Türkiye'nin bu günlerde Batı piyasalarından yüklü borçlanmalar yapmasının beklendiğini, ama gelişmelerin bu fon akışını geciktirdiğinin anlaşıldığını dile getiren Sağlam, "Bir başka deyişle Batı’nın yeni ekonomi politikalarına desteğinde bir değişiklik yok fakat karşılıklı uzlaşmaların gecikmesi fon akışını da aksatıyor" ifadesini kullandı; peşinden şunları kaydetti:
"Tüm bu gelişmeler Mehmet Şimşek’in oyun planını aksatmış gibi görünüyor. Planlanan takvim uyarınca fon akışının sağlanamaması içeride atılması gereken adımları geciktirip, ileriye dönük yapılan planların gözden geçirilmesine neden olabilir.
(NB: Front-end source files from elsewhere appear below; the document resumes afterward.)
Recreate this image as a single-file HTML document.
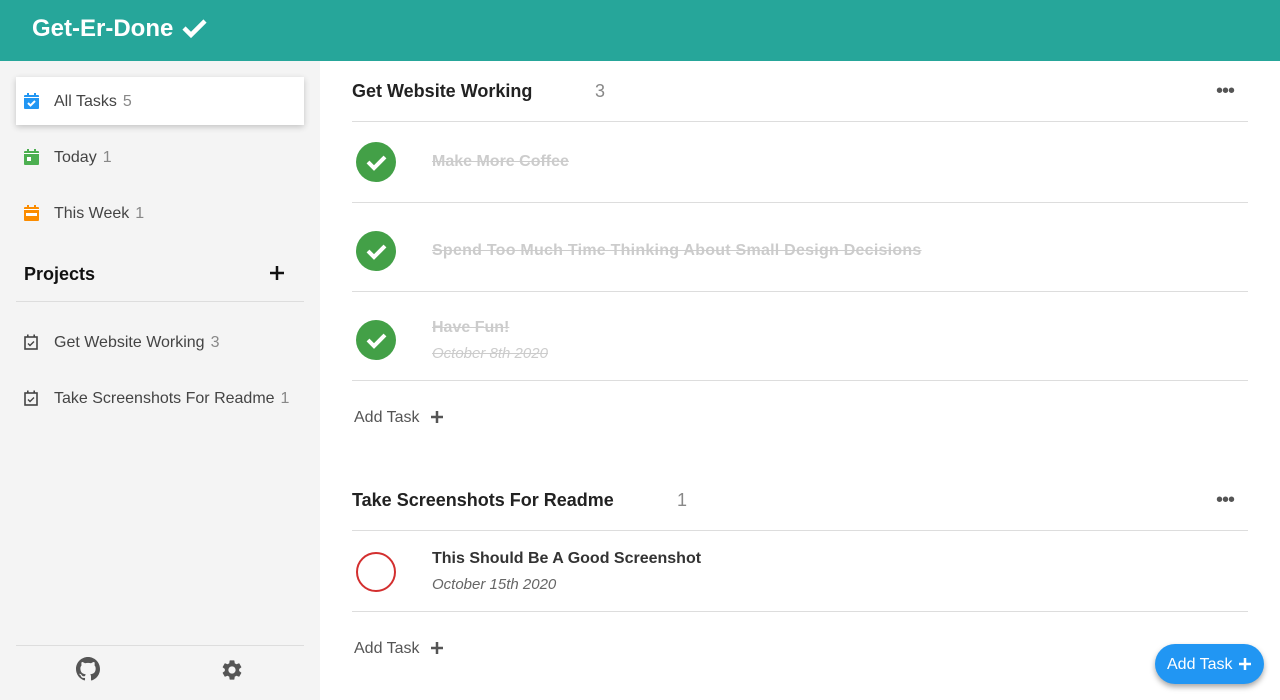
<!DOCTYPE html>
<html><head><meta charset="utf-8"><style>
*{margin:0;padding:0;box-sizing:border-box}
body{width:1280px;height:700px;overflow:hidden;font-family:"Liberation Sans",sans-serif;background:#fff;position:relative;color:#444}
.a{position:absolute;white-space:nowrap}
.hdr{left:0;top:0;width:1280px;height:61px;background:#26a69a}
.side{left:0;top:61px;width:320px;height:639px;background:#f4f4f4}
.nav{font-size:16px;color:#444}
.cnt{color:#888;margin-left:6px}
.line{height:1px;background:#ddd}
.h{font-size:18px;font-weight:bold;color:#222}
.done{font-size:16px;font-weight:bold;color:#ccc;text-decoration:line-through}
.date{font-size:15px;font-style:italic}
.chk{width:40px;height:40px;border-radius:50%;background:#43a047}
</style></head><body>
<div class="a hdr"></div>
<div class="a" style="left:32px;top:15px;font-size:24px;font-weight:bold;color:#fff">Get-Er-Done</div>
<svg class="a" style="left:181px;top:17px" width="27" height="22" viewBox="0 0 27 22"><path d="M3 11l7 7L24 4" stroke="#fff" stroke-width="4.5" fill="none"/></svg>
<div class="a side"></div>
<div class="a" style="left:16px;top:77px;width:288px;height:48px;background:#fff;box-shadow:0 2px 6px rgba(0,0,0,.2)"></div>
<svg class="a" style="left:24px;top:93px" width="15" height="16" viewBox="0 0 15 16"><rect x="0" y="2" width="15" height="14" rx="1" fill="#2196f3"/><rect x="3" y="0" width="2" height="4" fill="#2196f3"/><rect x="10" y="0" width="2" height="4" fill="#2196f3"/><rect x="0" y="4" width="15" height="1" fill="#fff"/><path d="M4 10l2.5 2.5L11 8" stroke="#fff" stroke-width="2" fill="none"/></svg>
<div class="a nav" style="left:54px;top:93px">All Tasks<span class="cnt">5</span></div>
<svg class="a" style="left:24px;top:149px" width="15" height="16" viewBox="0 0 15 16"><rect x="0" y="2" width="15" height="14" rx="1" fill="#4caf50"/><rect x="3" y="0" width="2" height="4" fill="#4caf50"/><rect x="10" y="0" width="2" height="4" fill="#4caf50"/><rect x="0" y="4" width="15" height="1" fill="#fff"/><rect x="3" y="8" width="4" height="4" fill="#fff"/></svg>
<div class="a nav" style="left:54px;top:149px">Today<span class="cnt">1</span></div>
<svg class="a" style="left:24px;top:205px" width="15" height="16" viewBox="0 0 15 16"><rect x="0" y="2" width="15" height="14" rx="1" fill="#fb8c00"/><rect x="3" y="0" width="2" height="4" fill="#fb8c00"/><rect x="10" y="0" width="2" height="4" fill="#fb8c00"/><rect x="0" y="4" width="15" height="1" fill="#fff"/><rect x="2" y="8" width="11" height="3" fill="#fff"/></svg>
<div class="a nav" style="left:54px;top:205px">This Week<span class="cnt">1</span></div>
<div class="a" style="left:24px;top:264px;font-size:18px;font-weight:bold;color:#111">Projects</div>
<svg class="a" style="left:269px;top:265px" width="16" height="16"><path d="M8 1v14M1 8h14" stroke="#111" stroke-width="2.5"/></svg>
<div class="a line" style="left:16px;top:301px;width:288px"></div>
<svg class="a" style="left:24px;top:334px" width="14" height="16" viewBox="0 0 14 16"><rect x="1" y="3" width="12" height="12" fill="none" stroke="#444" stroke-width="1.6"/><rect x="3" y="0.5" width="1.6" height="3" fill="#444"/><rect x="9.4" y="0.5" width="1.6" height="3" fill="#444"/><path d="M4 9.5l2 2 4-4" stroke="#444" stroke-width="1.4" fill="none"/></svg>
<div class="a nav" style="left:54px;top:334px">Get Website Working<span class="cnt">3</span></div>
<svg class="a" style="left:24px;top:390px" width="14" height="16" viewBox="0 0 14 16"><rect x="1" y="3" width="12" height="12" fill="none" stroke="#444" stroke-width="1.6"/><rect x="3" y="0.5" width="1.6" height="3" fill="#444"/><rect x="9.4" y="0.5" width="1.6" height="3" fill="#444"/><path d="M4 9.5l2 2 4-4" stroke="#444" stroke-width="1.4" fill="none"/></svg>
<div class="a nav" style="left:54px;top:390px">Take Screenshots For Readme<span class="cnt">1</span></div>
<div class="a line" style="left:16px;top:645px;width:288px"></div>
<svg class="a" style="left:76px;top:657px" width="24" height="24" viewBox="0 0 16 16"><path fill="#555" d="M8 0C3.58 0 0 3.58 0 8c0 3.54 2.29 6.53 5.47 7.59.4.07.55-.17.55-.38v-1.33c-2.23.48-2.7-1.07-2.7-1.07-.36-.92-.89-1.17-.89-1.17-.73-.5.06-.49.06-.49.8.06 1.23.83 1.23.83.72 1.22 1.87.87 2.33.66.07-.52.28-.87.51-1.07-1.78-.2-3.64-.89-3.64-3.95 0-.87.31-1.59.82-2.15-.08-.2-.36-1.02.08-2.12 0 0 .67-.21 2.2.82a7.6 7.6 0 0 1 4 0c1.53-1.04 2.2-.82 2.2-.82.44 1.1.16 1.92.08 2.12.51.56.82 1.27.82 2.15 0 3.07-1.87 3.75-3.65 3.95.29.25.54.73.54 1.48v2.2c0 .21.15.46.55.38A8.01 8.01 0 0 0 16 8c0-4.42-3.58-8-8-8z"/></svg>
<svg class="a" style="left:220px;top:658px" width="24" height="24" viewBox="0 0 24 24"><path fill="#555" d="M19.14 12.94c.04-.3.06-.61.06-.94 0-.32-.02-.64-.07-.94l2.03-1.58a.49.49 0 0 0 .12-.61l-1.92-3.32a.488.488 0 0 0-.59-.22l-2.39.96c-.5-.38-1.03-.7-1.62-.94l-.36-2.54a.484.484 0 0 0-.48-.41h-3.84c-.24 0-.43.17-.47.41l-.36 2.54c-.59.24-1.13.57-1.62.94l-2.39-.96c-.22-.08-.47 0-.59.22L2.74 8.87c-.12.21-.08.47.12.61l2.03 1.58c-.05.3-.09.63-.09.94s.02.64.07.94l-2.03 1.58a.49.49 0 0 0-.12.61l1.92 3.32c.12.22.37.29.59.22l2.39-.96c.5.38 1.03.7 1.62.94l.36 2.54c.05.24.24.41.48.41h3.84c.24 0 .44-.17.47-.41l.36-2.54c.59-.24 1.13-.56 1.62-.94l2.39.96c.22.08.47 0 .59-.22l1.92-3.32c.12-.22.07-.47-.12-.61l-2.01-1.58zM12 15.6c-1.98 0-3.6-1.62-3.6-3.6s1.62-3.6 3.6-3.6 3.6 1.62 3.6 3.6-1.62 3.6-3.6 3.6z"/></svg>

<div class="a h" style="left:352px;top:81px">Get Website Working</div>
<div class="a" style="left:595px;top:81px;font-size:18px;color:#888">3</div>
<div class="a" style="left:1216px;top:80px;font-size:20px;color:#555;letter-spacing:-1px">•••</div>
<div class="a line" style="left:352px;top:121px;width:896px"></div>
<div class="a chk" style="left:356px;top:142px"></div>
<svg class="a" style="left:356px;top:142px" width="40" height="40"><path d="M12 20l6 6 11-11" stroke="#fff" stroke-width="4" fill="none"/></svg>
<div class="a done" style="left:432px;top:153px">Make More Coffee</div>
<div class="a line" style="left:352px;top:202px;width:896px"></div>
<div class="a chk" style="left:356px;top:231px"></div>
<svg class="a" style="left:356px;top:231px" width="40" height="40"><path d="M12 20l6 6 11-11" stroke="#fff" stroke-width="4" fill="none"/></svg>
<div class="a done" style="left:432px;top:242px;letter-spacing:0.25px">Spend Too Much Time Thinking About Small Design Decisions</div>
<div class="a line" style="left:352px;top:291px;width:896px"></div>
<div class="a chk" style="left:356px;top:320px"></div>
<svg class="a" style="left:356px;top:320px" width="40" height="40"><path d="M12 20l6 6 11-11" stroke="#fff" stroke-width="4" fill="none"/></svg>
<div class="a done" style="left:432px;top:319px">Have Fun!</div>
<div class="a date" style="left:432px;top:345px;color:#ccc;text-decoration:line-through">October 8th 2020</div>
<div class="a line" style="left:352px;top:380px;width:896px"></div>
<div class="a" style="left:354px;top:409px;font-size:16px;color:#555">Add Task</div>
<svg class="a" style="left:430px;top:410px" width="14" height="14"><path d="M7 1v12M1 7h12" stroke="#555" stroke-width="2.5"/></svg>

<div class="a h" style="left:352px;top:490px">Take Screenshots For Readme</div>
<div class="a" style="left:677px;top:490px;font-size:18px;color:#888">1</div>
<div class="a" style="left:1216px;top:489px;font-size:20px;color:#555;letter-spacing:-1px">•••</div>
<div class="a line" style="left:352px;top:530px;width:896px"></div>
<div class="a" style="left:356px;top:552px;width:40px;height:40px;border-radius:50%;border:2.5px solid #d32f2f"></div>
<div class="a" style="left:432px;top:550px;font-size:16px;font-weight:bold;color:#333">This Should Be A Good Screenshot</div>
<div class="a date" style="left:432px;top:576px;color:#666">October 15th 2020</div>
<div class="a line" style="left:352px;top:611px;width:896px"></div>
<div class="a" style="left:354px;top:640px;font-size:16px;color:#555">Add Task</div>
<svg class="a" style="left:430px;top:641px" width="14" height="14"><path d="M7 1v12M1 7h12" stroke="#555" stroke-width="2.5"/></svg>

<div class="a" style="left:1155px;top:644px;width:109px;height:40px;border-radius:20px;background:#2196f3;box-shadow:0 3px 6px rgba(0,0,0,.35)"></div>
<div class="a" style="left:1167px;top:656px;font-size:16px;color:#fff">Add Task</div>
<svg class="a" style="left:1238px;top:657px" width="14" height="14"><path d="M7 1v12M1 7h12" stroke="#fff" stroke-width="2.5"/></svg>
</body></html>
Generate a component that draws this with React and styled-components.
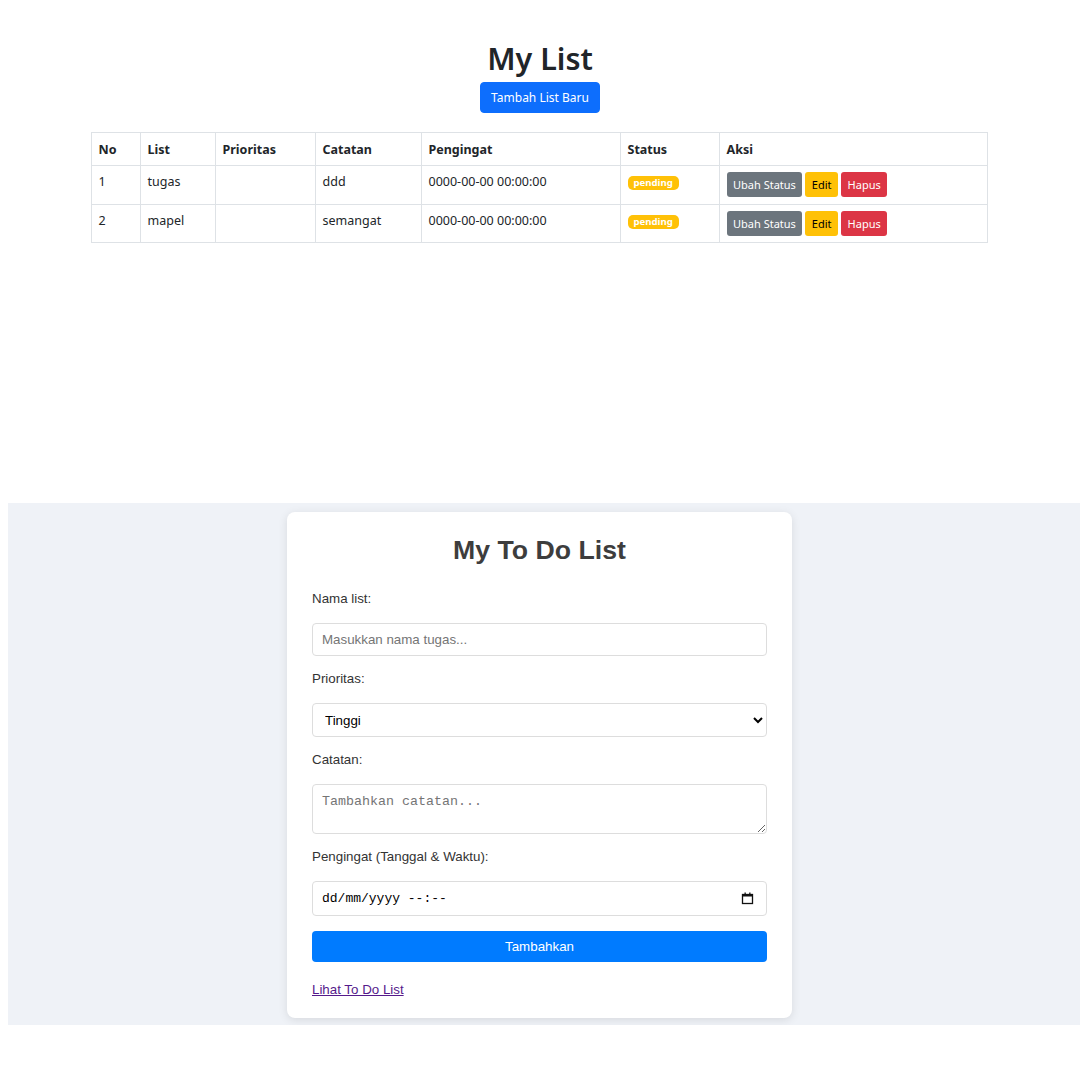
import React from "react";
import styled, { createGlobalStyle } from "styled-components";

const rows = [
  { no: 1, list: "tugas", prioritas: "", catatan: "ddd", pengingat: "0000-00-00 00:00:00", status: "pending" },
  { no: 2, list: "mapel", prioritas: "", catatan: "semangat", pengingat: "0000-00-00 00:00:00", status: "pending" },
];

const columns = [
  { label: "No", width: 49 },
  { label: "List", width: 75 },
  { label: "Prioritas", width: 100 },
  { label: "Catatan", width: 106 },
  { label: "Pengingat", width: 199 },
  { label: "Status", width: 99 },
  { label: "Aksi", width: 268 },
];

const CalendarIcon = () => (
  <svg width="13" height="13" viewBox="0 0 13 13" fill="none">
    <rect x="1.5" y="2.5" width="10" height="9" stroke="#111" strokeWidth="1.3" />
    <rect x="1.5" y="2.5" width="10" height="2" fill="#111" />
    <rect x="3.5" y="0.5" width="1.3" height="2.5" fill="#111" />
    <rect x="8.2" y="0.5" width="1.3" height="2.5" fill="#111" />
  </svg>
);

export default function App() {
  return (
    <>
      <GlobalStyle />
      <ListPage>
        <Title>My List</Title>
        <PrimaryButton>Tambah List Baru</PrimaryButton>
        <Table>
          <colgroup>
            {columns.map((c) => (
              <col key={c.label} style={{ width: c.width }} />
            ))}
          </colgroup>
          <thead>
            <tr>
              {columns.map((c) => (
                <th key={c.label}>{c.label}</th>
              ))}
            </tr>
          </thead>
          <tbody>
            {rows.map((r) => (
              <tr key={r.no}>
                <td>{r.no}</td>
                <td>{r.list}</td>
                <td>{r.prioritas}</td>
                <td>{r.catatan}</td>
                <td>{r.pengingat}</td>
                <td>
                  <Badge>{r.status}</Badge>
                </td>
                <td>
                  <Actions>
                    <SmallButton $variant="secondary">Ubah Status</SmallButton>
                    <SmallButton $variant="warning">Edit</SmallButton>
                    <SmallButton $variant="danger">Hapus</SmallButton>
                  </Actions>
                </td>
              </tr>
            ))}
          </tbody>
        </Table>
      </ListPage>

      <FormSection>
        <Card>
          <CardTitle>My To Do List</CardTitle>
          <Field>
            <Label>Nama list:</Label>
            <TextInput placeholder="Masukkan nama tugas..." />
          </Field>
          <Field>
            <Label>Prioritas:</Label>
            <Select defaultValue="Tinggi">
              <option>Tinggi</option>
              <option>Sedang</option>
              <option>Rendah</option>
            </Select>
          </Field>
          <Field>
            <Label>Catatan:</Label>
            <TextArea placeholder="Tambahkan catatan..." />
          </Field>
          <Field>
            <Label>Pengingat (Tanggal &amp; Waktu):</Label>
            <DateBox>
              <span>dd/mm/yyyy --:--</span>
              <CalendarIcon />
            </DateBox>
          </Field>
          <SubmitButton>Tambahkan</SubmitButton>
          <LinkRow>
            <a href="#list">Lihat To Do List</a>
          </LinkRow>
        </Card>
      </FormSection>
    </>
  );
}

const GlobalStyle = createGlobalStyle`
  body {
    margin: 0;
    background: #fff;
    font-family: "Noto Sans", "Segoe UI", sans-serif;
    color: #212529;
  }
  * { box-sizing: border-box; }
`;

const ListPage = styled.div`
  height: 503px;
  padding-top: 36px;
  display: flex;
  flex-direction: column;
  align-items: center;
`;

const Title = styled.h1`
  margin: 0 0 2px;
  font-size: 30.5px;
  font-weight: 600;
  line-height: 44px;
  color: #212529;
`;

const PrimaryButton = styled.button`
  font-family: inherit;
  font-size: 12px;
  color: #fff;
  background: #0d6efd;
  border: 1px solid #0d6efd;
  border-radius: 4px;
  height: 31px;
  padding: 0 10px;
  margin-bottom: 19px;
`;

const Table = styled.table`
  width: 896px;
  margin-right: 2px;
  table-layout: fixed;
  border-collapse: collapse;
  font-size: 12.5px;
  color: #212529;

  th,
  td {
    border: 1px solid #dee2e6;
    padding: 6.3px 7px;
    text-align: left;
    vertical-align: top;
    line-height: 19px;
  }
  th {
    font-weight: 700;
    padding: 6.5px 7px;
  }
`;

const Badge = styled.span`
  display: inline-block;
  margin-top: 2px;
  padding: 1px 6px 2px;
  font-size: 9.6px;
  font-weight: 700;
  line-height: 11px;
  color: #fff;
  background: #ffc107;
  border-radius: 5px;
`;

const Actions = styled.div`
  display: flex;
  gap: 3px;
`;

const variants = {
  secondary: { bg: "#6c757d", fg: "#fff" },
  warning: { bg: "#ffc107", fg: "#000" },
  danger: { bg: "#dc3545", fg: "#fff" },
};

const SmallButton = styled.button`
  font-family: inherit;
  font-size: 11px;
  height: 25px;
  padding: 0 6.5px;
  border: none;
  border-radius: 3px;
  background: ${(p) => variants[p.$variant].bg};
  color: ${(p) => variants[p.$variant].fg};
`;

const FormSection = styled.section`
  margin-left: 8px;
  background: #eff2f7;
  padding: 9px 9px 7px 0;
  display: flex;
  justify-content: center;
  font-family: "Liberation Sans", Arial, sans-serif;
  font-size: 13.33px;
`;

const Card = styled.div`
  width: 505px;
  background: #fff;
  border-radius: 8px;
  box-shadow: 0 2px 10px rgba(0, 0, 0, 0.1);
  padding: 24px 25px 20px;
`;

const CardTitle = styled.h2`
  margin: 0 0 27px;
  text-align: center;
  font-size: 26.67px;
  line-height: 28px;
  font-weight: 700;
  color: #3d3d3d;
`;

const Field = styled.div`
  margin-bottom: 15px;
`;

const Label = styled.label`
  display: block;
  color: #333;
  line-height: 16px;
  margin-bottom: 16px;
`;

const inputBase = `
  display: block;
  width: 100%;
  border: 1px solid #ddd;
  border-radius: 4px;
  background: #fff;
`;

const TextInput = styled.input`
  ${inputBase}
  height: 33px;
  padding: 0 9px;
  font-family: "Liberation Sans", Arial, sans-serif;
  font-size: 13.33px;
  &::placeholder { color: #757575; }
`;

const Select = styled.select`
  ${inputBase}
  height: 34px;
  padding: 0 8px;
  font-family: "Liberation Sans", Arial, sans-serif;
  font-size: 13.33px;
  color: #000;
`;

const TextArea = styled.textarea`
  ${inputBase}
  height: 50px;
  padding: 9px;
  font-family: "Liberation Mono", monospace;
  font-size: 13.33px;
  resize: vertical;
  &::placeholder { color: #757575; }
`;

const DateBox = styled.div`
  ${inputBase}
  height: 35px;
  padding: 0 12px 0 9px;
  display: flex;
  align-items: center;
  justify-content: space-between;
  font-family: "Liberation Mono", monospace;
  font-size: 13px;
  color: #000;
`;

const SubmitButton = styled.button`
  display: block;
  width: 100%;
  height: 31px;
  border: none;
  border-radius: 4px;
  background: #007bff;
  color: #fff;
  font-family: "Liberation Sans", Arial, sans-serif;
  font-size: 13.33px;
`;

const LinkRow = styled.div`
  margin-top: 20px;
  line-height: 16px;

  a {
    color: #551a8b;
  }
`;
Özetle; yeni ekonomi politikasıyla birlikte Batı’nın desteği eleştiri öneme sahipti. Bu destek kaybedilmiş değil fakat gecikmeler Türkiye’nin ödeyeceği faturanın daha da ağırlaşmasına, normalleşmenin daha da uzamasına neden olabilir. Bunun sebebi ise tahmin ettiğim kadarıyla; iktidarın gideceği yol mevzusunda karar vermiş gibi görünse de, attığı adımlarla, hala ikircikli tutumunu devam ettirmesi olabilir."